JF Ptak Science Books Post 2360
Algernon D. Black, the leader of the Society for Ethical Culture, wrote a pretty good appeal to America in his radio broadcast of May 3, 1945 on WQXR (NYC). His topic on his "Ethical Issues in the News" series was The Nazi Surrender. WWII in Europe was nearly over, Hitler had been dead for four days, nearly every major German city was in ruins, and surrender was in the air-- and on the ground, and in the rivers, German troops surrendering in the tens of thousands in the west, and more so in the east, with many also being killed at the hands of the Soviets. Surrender was everywhere but on paper.
May 7 would be the official day, four days in Mr. Black's future.
And what Mr. Black warned against in the coming of surrender was this--that even though Germany was defeated, we must make sure that Nazism is defeated too. He warned that the Nazis claimed to be fighting a common enemy in the Soviets, and at the end tried to align themselves with the West against the rising East. "Even the surrender of Nazi generals and suicides by Nazi leaders in no guarantee if a surrender of the Nazi will and the defeat of the Nazi ideology.
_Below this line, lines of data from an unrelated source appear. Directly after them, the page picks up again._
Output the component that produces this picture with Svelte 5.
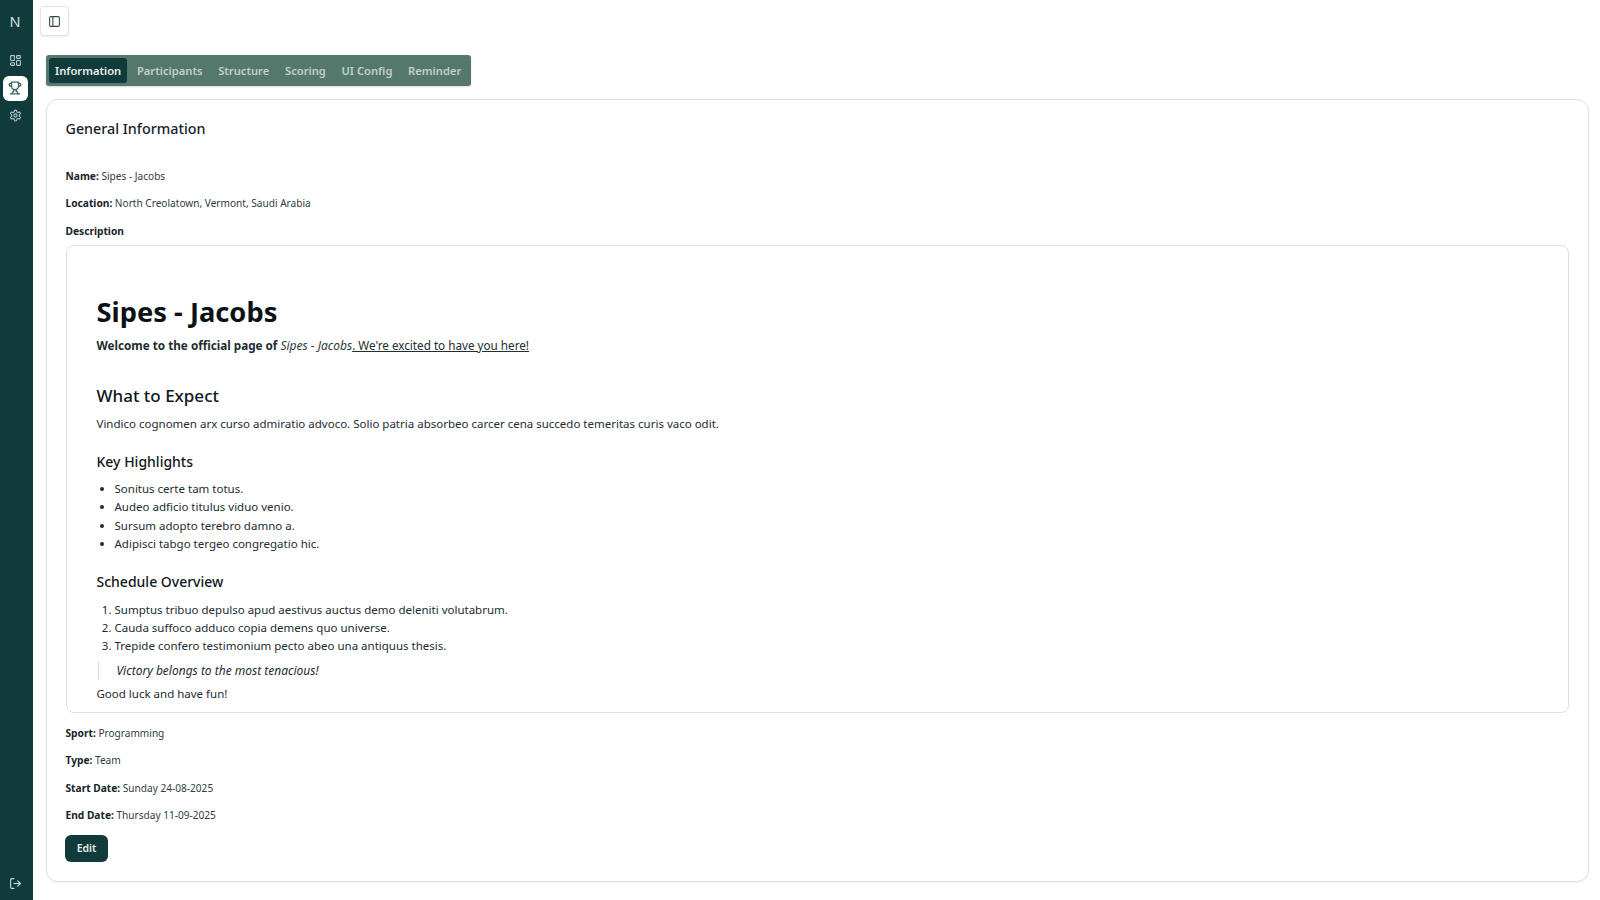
<script>
  const tabs = ['Information', 'Participants', 'Structure', 'Scoring', 'UI Config', 'Reminder'];
</script>

<div class="shell">
  <aside class="rail">
    <div class="logo">N</div>
    <nav class="railnav">
      <a class="navitem" href="#a" aria-label="Dashboard">
        <svg viewBox="0 0 24 24"><rect x="3" y="3" width="7" height="9" rx="1"/><rect x="14" y="3" width="7" height="5" rx="1"/><rect x="14" y="12" width="7" height="9" rx="1"/><rect x="3" y="16" width="7" height="5" rx="1"/></svg>
      </a>
      <a class="navitem active" href="#b" aria-label="Tournaments">
        <svg viewBox="0 0 24 24"><path d="M6 9H4.500a2.500 2.500 0 0 1 0-5H6"/><path d="M18 9h1.500a2.500 2.500 0 0 0 0-5H18"/><path d="M4 22h16"/><path d="M10 14.660V17c0 .550-.470.980-.970 1.210C7.850 18.750 7 20.240 7 22"/><path d="M14 14.660V17c0 .550.470.980.970 1.210C16.150 18.750 17 20.240 17 22"/><path d="M18 2H6v7a6 6 0 0 0 12 0V2Z"/></svg>
      </a>
      <a class="navitem" href="#c" aria-label="Settings">
        <svg viewBox="0 0 24 24"><path d="M12.220 2h-.440a2 2 0 0 0-2 2v.180a2 2 0 0 1-1 1.730l-.430.250a2 2 0 0 1-2 0l-.150-.080a2 2 0 0 0-2.730.730l-.220.380a2 2 0 0 0 .730 2.730l.150.100a2 2 0 0 1 1 1.720v.510a2 2 0 0 1-1 1.740l-.150.090a2 2 0 0 0-.730 2.730l.220.380a2 2 0 0 0 2.730.730l.150-.080a2 2 0 0 1 2 0l.430.250a2 2 0 0 1 1 1.730V20a2 2 0 0 0 2 2h.440a2 2 0 0 0 2-2v-.180a2 2 0 0 1 1-1.730l.430-.250a2 2 0 0 1 2 0l.150.080a2 2 0 0 0 2.730-.730l.220-.390a2 2 0 0 0-.730-2.730l-.150-.080a2 2 0 0 1-1-1.740v-.500a2 2 0 0 1 1-1.740l.150-.090a2 2 0 0 0 .730-2.730l-.220-.380a2 2 0 0 0-2.730-.730l-.150.080a2 2 0 0 1-2 0l-.430-.250a2 2 0 0 1-1-1.730V4a2 2 0 0 0-2-2z"/><circle cx="12" cy="12" r="3"/></svg>
      </a>
    </nav>
    <a class="logout" href="#d" aria-label="Log out">
      <svg viewBox="0 0 24 24"><path d="M9 21H5a2 2 0 0 1-2-2V5a2 2 0 0 1 2-2h4"/><polyline points="16 17 21 12 16 7"/><line x1="21" y1="12" x2="9" y2="12"/></svg>
    </a>
  </aside>

  <main class="main">
    <button class="toggle" aria-label="Toggle sidebar">
      <svg viewBox="0 0 24 24"><rect x="3" y="3" width="18" height="18" rx="2"/><path d="M9 3v18"/></svg>
    </button>

    <div class="tabs">
      {#each tabs as tab, i}
        <button class="tab" class:current={i === 0}>{tab}</button>
      {/each}
    </div>

    <section class="card">
      <h2 class="title">General Information</h2>
      <p class="field first"><b>Name:</b> Sipes - Jacobs</p>
      <p class="field"><b>Location:</b> North Creolatown, Vermont, Saudi Arabia</p>
      <p class="field desc"><b>Description</b></p>
      <div class="rich">
        <h1>Sipes - Jacobs</h1>
        <p class="welcome"><strong>Welcome to the official page of</strong>{' '}<em>Sipes - Jacobs</em><u>. We're excited to have you here!</u></p>
        <h2>What to Expect</h2>
        <p>Vindico cognomen arx curso admiratio advoco. Solio patria absorbeo carcer cena succedo temeritas curis vaco odit.</p>
        <h3>Key Highlights</h3>
        <ul>
          <li>Sonitus certe tam totus.</li>
          <li>Audeo adficio titulus viduo venio.</li>
          <li>Sursum adopto terebro damno a.</li>
          <li>Adipisci tabgo tergeo congregatio hic.</li>
        </ul>
        <h3 class="second">Schedule Overview</h3>
        <ol>
          <li>Sumptus tribuo depulso apud aestivus auctus demo deleniti volutabrum.</li>
          <li>Cauda suffoco adduco copia demens quo universe.</li>
          <li>Trepide confero testimonium pecto abeo una antiquus thesis.</li>
        </ol>
        <blockquote>Victory belongs to the most tenacious!</blockquote>
        <p class="end">Good luck and have fun!</p>
      </div>
      <p class="field after"><b>Sport:</b> Programming</p>
      <p class="field"><b>Type:</b> Team</p>
      <p class="field"><b>Start Date:</b> Sunday 24-08-2025</p>
      <p class="field"><b>End Date:</b> Thursday 11-09-2025</p>
      <button class="edit">Edit</button>
    </section>
  </main>
</div>

<style>
  :global(body) { margin: 0; background: #fff; }
  .shell { display: flex; height: 900px; overflow: hidden; font-family: "Noto Sans", "Open Sans", sans-serif; color: #17232a; }
  .rail { width: 33px; flex: none; box-sizing: border-box; padding-right: 3px; background: #113a3a; display: flex; flex-direction: column; align-items: center; color: #b7c9c6; }
  .logo { height: 43px; line-height: 43px; font-size: 14.500px; color: #d5e0de; }
  .railnav { display: flex; flex-direction: column; gap: 2.500px; margin-top: 5px; }
  .navitem { width: 25px; height: 25px; display: flex; align-items: center; justify-content: center; border-radius: 6px; color: #b7c9c6; }
  .navitem.active { background: #fff; color: #3c6a5f; }
  .active svg { width: 14px; height: 14px; stroke-width: 2.400; }
  svg { width: 13px; height: 13px; fill: none; stroke: currentColor; stroke-width: 2; stroke-linecap: round; stroke-linejoin: round; }
  .logout { margin-top: auto; margin-bottom: 10px; display: flex; color: #cfdcda; }
  .main { flex: 1; min-width: 0; padding: 6px 11px 0 13px; }
  .toggle { margin-left: -6px; width: 29px; height: 30px; padding: 0; display: flex; align-items: center; justify-content: center; background: #fff; border: 1px solid #dfe5e4; border-radius: 4px; box-shadow: 0 1px 2px rgba(0,0,0,.08); color: #33474a; }
  .tabs { display: inline-flex; margin-top: 19px; height: 31px; box-sizing: border-box; padding: 3px 4px 3px 3px; background: #55786c; border-radius: 3px; box-shadow: 0 1px 2px rgba(0,0,0,.15); gap: 3.700px; vertical-align: top; }
  .tab { border: 0; background: none; padding: 0 6px; font: 600 11.200px "Noto Sans", sans-serif; color: #c2d0cb; border-radius: 3px; white-space: nowrap; }
  .tab.current { background: #113a3a; color: #eaf0ee; }
  .card { margin-top: 13px; height: 783px; box-sizing: border-box; border: 1px solid #dbe2e1; border-radius: 12px; padding: 18.500px 19px 0 18.500px; box-shadow: 0 1px 2px rgba(0,0,0,.06); }
  .title { margin: 0; font-size: 14.300px; font-weight: 500; line-height: 20px; color: #17232a; }
  .field { margin: 0 0 10.400px; font-size: 10.100px; line-height: 17px; color: #303c42; }
  .field b { font-weight: 700; font-size: 10.200px; color: #17232a; }
  .field.first { margin-top: 29.500px; }
  .field.desc { margin-bottom: 5px; }
  .field.after { margin-top: 12px; }
  .rich { border: 1px solid #dbe2e1; border-radius: 8px; padding: 31px 30px 0; height: 468px; box-sizing: border-box; font-size: 11.500px; line-height: 18px; color: #222c31; }
  .rich h1 { margin: 19px 0 8px; font-size: 27.300px; line-height: 32px; font-weight: 700; color: #0b1216; }
  .rich h2 { margin: 29px 0 7px; font-size: 17px; line-height: 24px; font-weight: 500; color: #0f171b; }
  .rich h3 { margin: 19px 0 8px; font-size: 14px; line-height: 20px; font-weight: 500; color: #0f171b; }
  .rich h3.second { margin: 18px 0 9px; }
  .rich p { margin: 0; }
  .rich .welcome { font-size: 11.700px; }
  .rich .welcome em { font-size: 12px; }
  .rich ul, .rich ol { margin: 0; padding-left: 18px; }
  .rich ul li { line-height: 18.500px; }
  .rich em { color: #303c42; }
  .rich blockquote { margin: 7px 0 0 1px; padding: 0 0 0 18px; border-left: 1px solid #d5dcdb; font-style: italic; font-size: 12px; line-height: 18px; }
  .rich .end { margin-top: 5px; }
  .edit { margin: 0.500px 0 0 -0.500px; width: 43px; height: 27px; border: 0; border-radius: 6px; background: #113a3a; color: #e6eeec; font: 600 10.500px "Noto Sans", sans-serif; padding: 0; }
</style>
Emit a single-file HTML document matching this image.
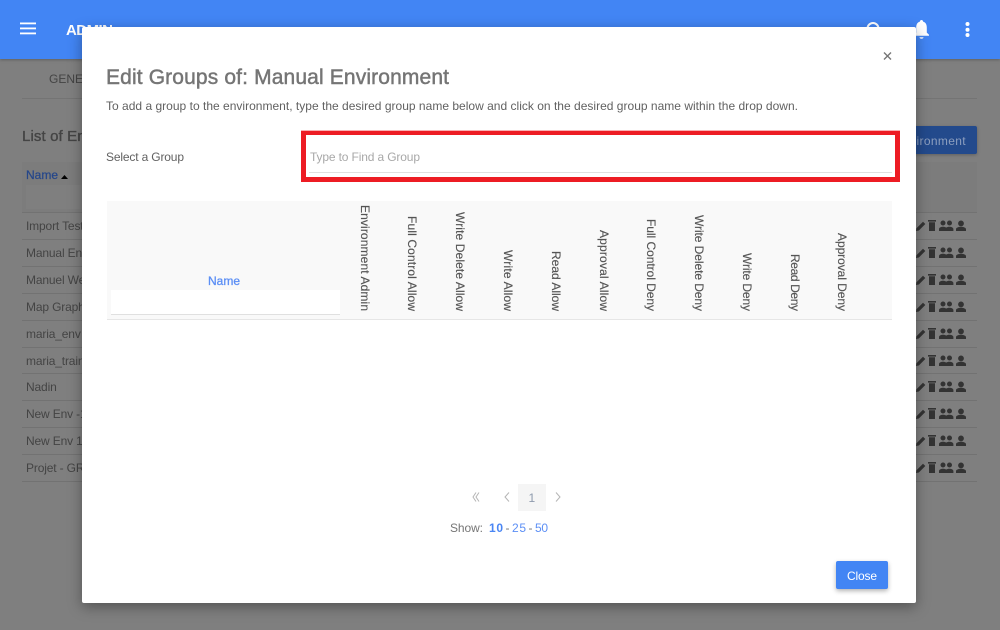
<!DOCTYPE html>
<html>
<head>
<meta charset="utf-8">
<style>
html{background:#7f7f7f}
html,body{margin:0;padding:0;width:1000px;height:630px;overflow:hidden;font-family:"Liberation Sans",sans-serif}
body{background:#7f7f7f;filter:blur(.3px)}
.a{position:absolute}
svg{position:absolute;left:0;top:0;overflow:visible}
text{font-family:"Liberation Sans",sans-serif}
.ln{position:absolute;left:22px;width:955px;height:1px;background:#727272}
</style>
</head>
<body>
<!-- header -->
<div class="a" style="left:0;top:0;width:1000px;height:59px;background:#4285f4;box-shadow:0 1px 3px rgba(0,0,0,.25)"></div>
<!-- dimmed page -->
<div class="a" style="left:22px;top:98px;width:955px;height:1px;background:#747474"></div>
<div class="a" style="left:22px;top:162px;width:955px;height:50px;background:#7c7c7c"></div>
<div class="a" style="left:26px;top:185px;width:60px;height:24px;background:#7f7f7f"></div>
<div class="ln" style="top:212px"></div><div class="ln" style="top:239px"></div><div class="ln" style="top:266px"></div><div class="ln" style="top:293px"></div><div class="ln" style="top:320px"></div><div class="ln" style="top:347px"></div><div class="ln" style="top:373px"></div><div class="ln" style="top:400px"></div><div class="ln" style="top:427px"></div><div class="ln" style="top:454px"></div><div class="ln" style="top:481px"></div>
<div class="a" style="left:880px;top:126px;width:97px;height:28px;background:#234a8c;border-radius:2px;box-shadow:0 1px 3px rgba(0,0,0,.25)"></div>

<svg width="1000" height="630">
 <g fill="#fff">
  <rect x="20" y="22.500" width="16" height="1.800"/><rect x="20" y="27.500" width="16" height="1.800"/><rect x="20" y="32.500" width="16" height="1.800"/>
  <text x="66" y="35" font-size="15" font-weight="700" textLength="47" lengthAdjust="spacing">ADMIN</text>
  <circle cx="873" cy="28.500" r="5.500" fill="none" stroke="#fff" stroke-width="2"/>
  <path d="M921.500 20c1 0 1.600.7 1.600 1.600 2.800.9 3.700 3.200 3.700 6v5l2.200 2.200v1h-15v-1l2.200-2.200v-5c0-2.800.9-5.100 3.700-6 0-.9.600-1.600 1.600-1.600zM919.500 37.300h4c0 1-.9 1.500-2 1.500s-2-.5-2-1.500z"/>
  <circle cx="967.500" cy="24" r="2"/><circle cx="967.500" cy="29.700" r="2"/><circle cx="967.500" cy="35" r="2"/>
 </g>
 <g fill="#3d3d3d">
  <text x="49" y="83" font-size="12" fill="#444">GENERAL</text>
  <text x="22" y="141" font-size="15" font-weight="400" stroke="#444" stroke-width=".35" fill="#444" textLength="138" lengthAdjust="spacing">List of Environments</text>
  <text x="26" y="179" font-size="12" fill="#26478a" stroke="#26478a" stroke-width=".25" textLength="32" lengthAdjust="spacing">Name</text>
  <path d="M61 179l3.500-4 3.500 4z" fill="#000"/>
  <g font-size="12" fill="#444" letter-spacing="-.15">
   <text x="26" y="230">Import Test</text><text x="26" y="257">Manual Env</text><text x="26" y="284">Manuel Web</text><text x="26" y="311">Map Graph</text><text x="26" y="338">maria_env</text><text x="26" y="365">maria_train</text><text x="26" y="391">Nadin</text><text x="26" y="418">New Env -1</text><text x="26" y="445">New Env 1</text><text x="26" y="472">Projet - GR</text>
  </g>
  <text x="966" y="145" font-size="12" fill="#8d9fbf" text-anchor="end" letter-spacing=".35">Environment</text>
 </g>
 <defs>
  <g id="ic" fill="#333">
   <path d="M916 231l.5-2.800 6.500-6.500 2.300 2.300-6.500 6.500z"/>
   <path d="M928 220h8v1.600h-8zM929 222.300h6v8.700h-6z"/>
   <path d="M943 220.500a2.500 2.500 0 1 1 0 5 2.500 2.500 0 0 1 0-5zM949.500 220.500a2.500 2.500 0 1 1 0 5 2.500 2.500 0 0 1 0-5zM939 231v-1.800c0-1.700 2.300-2.400 4-2.400 1.200 0 2.400.3 3.200.8.800-.5 2-.8 3.200-.8 1.700 0 4 .7 4 2.400v1.800z"/>
   <path d="M961 220.500a2.900 2.900 0 1 1 0 5.800 2.900 2.900 0 0 1 0-5.800zM956 231v-1.800c0-1.700 3.300-2.400 5-2.400s5 .7 5 2.400v1.800z"/>
  </g>
 </defs>
 <use href="#ic"/><use href="#ic" y="27"/><use href="#ic" y="54"/><use href="#ic" y="81"/><use href="#ic" y="108"/><use href="#ic" y="135"/><use href="#ic" y="161"/><use href="#ic" y="188"/><use href="#ic" y="215"/><use href="#ic" y="242"/>
</svg>

<!-- modal -->
<div class="a" style="left:82px;top:27px;width:834px;height:576px;background:#fff;border-radius:2px;box-shadow:0 4px 14px rgba(0,0,0,.35)"></div>
<!-- red highlight -->
<div class="a" style="left:301px;top:131px;width:589px;height:42px;border:5px solid #ed1c24;border-top-width:4px;box-shadow:0 -1px 0 rgba(237,28,36,.35)"></div>
<div class="a" style="left:309px;top:172px;width:583px;height:1px;background:#e0e0e0"></div>
<!-- group table header -->
<div class="a" style="left:107px;top:201px;width:785px;height:118px;background:#f9f9f9;border-bottom:1px solid #e6e6e6"></div>
<div class="a" style="left:111px;top:290px;width:229px;height:24px;background:#fff;border-bottom:1px solid #e0e0e0"></div>
<!-- pager -->
<div class="a" style="left:518px;top:484px;width:28px;height:27px;background:#f5f5f5"></div>
<!-- close button -->
<div class="a" style="left:836px;top:561px;width:52px;height:28px;background:#4285f4;border-radius:2px;box-shadow:0 2px 5px rgba(0,0,0,.3)"></div>

<svg width="1000" height="630">
 <path d="M884 52.500l7 7M891 52.500l-7 7" stroke="#757575" stroke-width="1.400" fill="none"/>
 <text x="106" y="84" font-size="21" fill="#757575" stroke="#757575" stroke-width=".45" textLength="343" lengthAdjust="spacing">Edit Groups of: Manual Environment</text>
 <text x="106" y="110" font-size="12" fill="#616161" textLength="692" lengthAdjust="spacing">To add a group to the environment, type the desired group name below and click on the desired group name within the drop down.</text>
 <text x="106" y="161" font-size="12" fill="#616161" textLength="78" lengthAdjust="spacing">Select a Group</text>
 <text x="310" y="161" font-size="12" fill="#a8a8a8" textLength="110" lengthAdjust="spacing">Type to Find a Group</text>
 <text x="208" y="285" font-size="12" fill="#5c8ff5" stroke="#5c8ff5" stroke-width=".3" textLength="32" lengthAdjust="spacing">Name</text>
 <g font-size="12" fill="#555" stroke="#555" stroke-width=".15">
  <text transform="translate(361,205) rotate(90)" textLength="106" lengthAdjust="spacing">Environment Admin</text>
  <text transform="translate(408,216) rotate(90)" textLength="95" lengthAdjust="spacing">Full Control Allow</text>
  <text transform="translate(456,212) rotate(90)" textLength="99" lengthAdjust="spacing">Write Delete Allow</text>
  <text transform="translate(504,250) rotate(90)" textLength="61" lengthAdjust="spacing">Write Allow</text>
  <text transform="translate(552,251) rotate(90)" textLength="60" lengthAdjust="spacing">Read Allow</text>
  <text transform="translate(600,230) rotate(90)" textLength="81" lengthAdjust="spacing">Approval Allow</text>
  <text transform="translate(647,219) rotate(90)" textLength="92" lengthAdjust="spacing">Full Control Deny</text>
  <text transform="translate(695,215) rotate(90)" textLength="96" lengthAdjust="spacing">Write Delete Deny</text>
  <text transform="translate(743,253) rotate(90)" textLength="58" lengthAdjust="spacing">Write Deny</text>
  <text transform="translate(791,254) rotate(90)" textLength="57" lengthAdjust="spacing">Read Deny</text>
  <text transform="translate(838,233) rotate(90)" textLength="78" lengthAdjust="spacing">Approval Deny</text>
 </g>
 <g fill="none" stroke="#b5b5b5" stroke-width="1">
  <path d="M476 492.500l-3 4.500 3 4.500M479 492.500l-3 4.500 3 4.500"/>
  <path d="M509 492.500l-4 4.500 4 4.500"/>
  <path d="M556 492.500l4 4.500-4 4.500"/>
 </g>
 <text x="528.500" y="502" font-size="12" fill="#8e9aad">1</text>
 <text x="450" y="532" font-size="12" fill="#757575" textLength="33" lengthAdjust="spacing">Show:</text>
 <text x="489" y="532" font-size="12" font-weight="700" fill="#4a86f4" textLength="14" lengthAdjust="spacing">10</text>
 <text x="505.500" y="532" font-size="12" fill="#757575">-</text>
 <text x="512" y="532" font-size="12" fill="#5c8ff5" textLength="14" lengthAdjust="spacing">25</text>
 <text x="528.500" y="532" font-size="12" fill="#757575">-</text>
 <text x="535" y="532" font-size="12" fill="#5c8ff5" textLength="13" lengthAdjust="spacing">50</text>
 <text x="847" y="580" font-size="12" fill="#fff" textLength="30" lengthAdjust="spacing">Close</text>
</svg>
</body>
</html>
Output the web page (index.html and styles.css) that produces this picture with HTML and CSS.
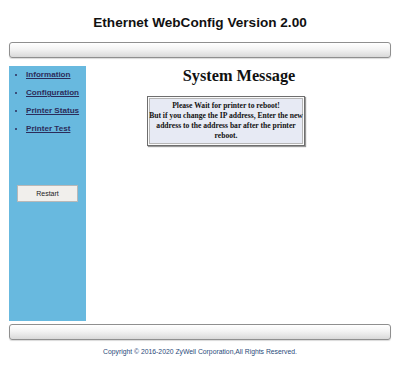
FILE: index.html
```html
<!DOCTYPE html>
<html>
<head>
<meta charset="utf-8">
<title>Ethernet WebConfig</title>
<link rel="stylesheet" href="styles.css">
</head>
<body>
<div class="page">
  <h1 class="title">Ethernet WebConfig Version 2.00</h1>
  <div class="bar"></div>
  <div class="main">
    <div class="sidebar">
      <ul class="menu">
        <li><a href="#">Information</a></li>
        <li><a href="#">Configuration</a></li>
        <li><a href="#">Printer Status</a></li>
        <li><a href="#">Printer Test</a></li>
      </ul>
      <button class="restart" type="button">Restart</button>
    </div>
    <div class="content">
      <h2 class="heading">System Message</h2>
      <div class="msg">Please Wait for printer to reboot!<br>But if you change the IP address, Enter the new address to the address bar after the printer reboot.</div>
    </div>
  </div>
  <div class="bar bar-bottom"></div>
  <div class="copyright">Copyright © 2016-2020 ZyWell Corporation,All Rights Reserved.</div>
</div>
</body>
</html>
```

FILE: styles.css
```css
html, body {
  margin: 0;
  padding: 0;
  background: #fff;
}
.page {
  width: 384px;
  margin: 0 8px;
  font-family: "Liberation Sans", Arial, sans-serif;
}
.title {
  margin: 0;
  height: 42px;
  box-sizing: border-box;
  padding-top: 14px;
  font-size: 13.6px;
  line-height: 17px;
  font-weight: bold;
  text-align: center;
  color: #111;
}
.bar {
  height: 16px;
  box-sizing: border-box;
  margin-left: 1px;
  width: 382px;
  border: 1px solid #8f8f8f;
  border-radius: 3px;
  background: linear-gradient(#ffffff, #f3f3f3 45%, #d9d9d9);
  box-shadow: 0 1px 1px rgba(0,0,0,0.15);
}
.main {
  display: flex;
  margin-top: 8px;
  height: 255px;
}
.sidebar {
  width: 77px;
  margin-left: 1px;
  background: #68b9df;
  display: flex;
  flex-direction: column;
}
.menu {
  margin: 0;
  padding: 0 0 0 17px;
  list-style: disc;
  font-size: 8.1px;
  line-height: 18px;
  font-weight: bold;
}
.menu li {
  color: #2c2c5a;
}
.menu a {
  color: #2c2c5a;
  text-decoration: underline;
}
.restart {
  margin: 47px 0 0 8px;
  width: 61px;
  height: 17px;
  padding: 0;
  border: 1px solid #b8b8b8;
  background: #f1efec;
  font-family: "Liberation Sans", Arial, sans-serif;
  font-size: 7px;
  color: #222;
}
.content {
  flex: 1;
}
.heading {
  margin: 0;
  font-family: "Liberation Serif", "Times New Roman", serif;
  font-size: 16.3px;
  line-height: 20px;
  font-weight: bold;
  text-align: center;
  color: #111;
}
.msg {
  margin: 10px 0 0 61px;
  width: 158px;
  height: 50px;
  box-sizing: border-box;
  padding: 4px 1px;
  border: 1px solid #6e6e6e;
  box-shadow: inset 0 0 0 1px #fbfbfb, inset 0 0 0 2px #b6b6b6, 1px 1px 1px #999;
  background: #e7eaf4;
  font-family: "Liberation Serif", "Times New Roman", serif;
  font-size: 7.6px;
  line-height: 10px;
  font-weight: bold;
  text-align: center;
  color: #111;
}
.bar-bottom {
  margin-top: 3px;
}
.copyright {
  margin-top: 7px;
  font-size: 6.8px;
  line-height: 10px;
  text-align: center;
  color: #2a4a7a;
}
```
He went on: "In the moment of defeat, the Nazis have done things to assure the rebirth of the Nazi movement" pointing out hidden money, transfer of major funds to neutral countries, setting the stage for retrieving patents and industries, and so on.
Black points out that the Nazis started a war that killed at least 50 million people, and who in their quest to defeat "Russian bolseheviks" killed hundreds of thousands of British, French, and American soldiers, and civilians, caused the deaths of millions more, imprisoned millions and ran concentration camps.
"When we have accepted the Nazi surrender, our real difficulties will begin" Black writes, telling his audience that the Nazis must be separated from the non-Nazis, and that Germans who were "victim of false indoctrination will have to be subjected to intensive re-education", and that "those who are anti-Nazis must be encouraged to take leadership and to aid in the rebuilding of German life and of German democracy..."
Black was advocating a sensible, thoughtful approach to a longer-termed peace in discussing the termination not of the German state, but of the Nazi ideology.